At the beginning of January 2024, the asset-management industry eagerly anticipated the debut of U.S. spot bitcoin exchange-traded funds (ETFs), which were expected to attract up to $30 billion in their first year. Today, those expectations have been exceeded.

The first wave of bitcoin ETFs brought in an astounding $65 billion in 2024, helping drive the price of bitcoin from $43,000 to over $100,000. BlackRock's iShares Bitcoin Trust has become the most successful ETF launch in the industry's 35-year history.

However, this is just the beginning, according to cryptocurrency enthusiasts. After these ETFs celebrate their first anniversary on January 10, President-elect Donald Trump, who has expressed strong support for cryptocurrency, will take office for his second term, sparking hopes of a new golden era for digital assets.

With a more crypto-friendly administration, applications for new crypto products are pouring in. Joe McCann, CEO of digital asset hedge fund Asymmetric, notes that there’s now widespread awareness of the financial potential in crypto, and with Trump’s administration, the regulatory environment is expected to become more supportive.

Meanwhile, SEC Chair Gary Gensler, appointed by President Biden, has been cautious about approving crypto products due to volatility concerns, but after losing a court battle, he approved the first spot bitcoin ETFs and similar products for ethereum.

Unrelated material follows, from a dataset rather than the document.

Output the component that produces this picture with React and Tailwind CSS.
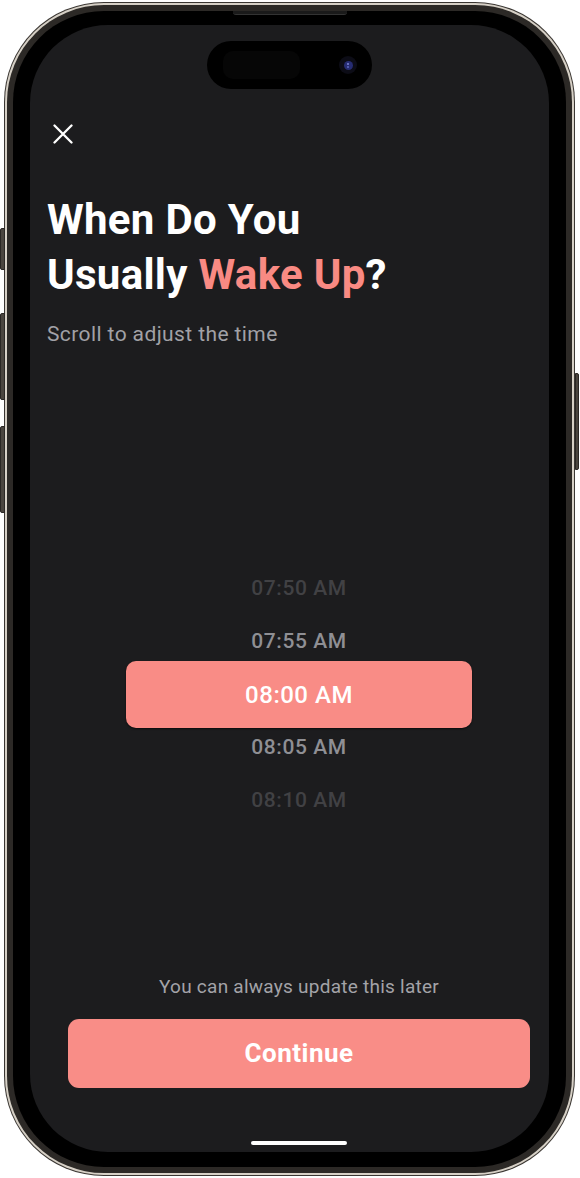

In anticipation of a more favorable regulatory climate under Trump, companies like VanEck, 21Shares, and Canary Capital have filed for new crypto exchange-traded products, including those tracking crypto indices and tokens like Solana and Ripple's XRP.

Many industry insiders began preparing for the shift in regulation even before the election, with a focus on filing crypto-related products early. Matthew Sigel of VanEck expects to launch a Solana ETF in 2025, and Steven McClurg, who helped launch the Valkyrie Bitcoin Fund, sees the arrival of a more crypto-friendly SEC as a catalyst for rapid growth in the sector.

The next wave of crypto products includes not only single-asset ETFs but also derivative products, including options on bitcoin ETFs, and multi-asset funds combining cryptocurrencies like bitcoin and gold. Some issuers are expected to debut these funds as early as January 22, after receiving approval for bitcoin ETF options in late 2023.

While bitcoin ETFs have experienced significant success, ethereum-based ETFs launched in July have seen slower growth, with $12.8 billion in inflows, and ether's performance lagging behind bitcoin's in 2024.

However, analysts believe the growing crypto futures market gives regulators confidence in the viability of both bitcoin and ether.

Despite the challenges and uncertainties surrounding newer, less widely-held coins, the crypto asset-management industry remains optimistic. "The only limit on what products emerge will be human creativity," said Sigel from VanEck.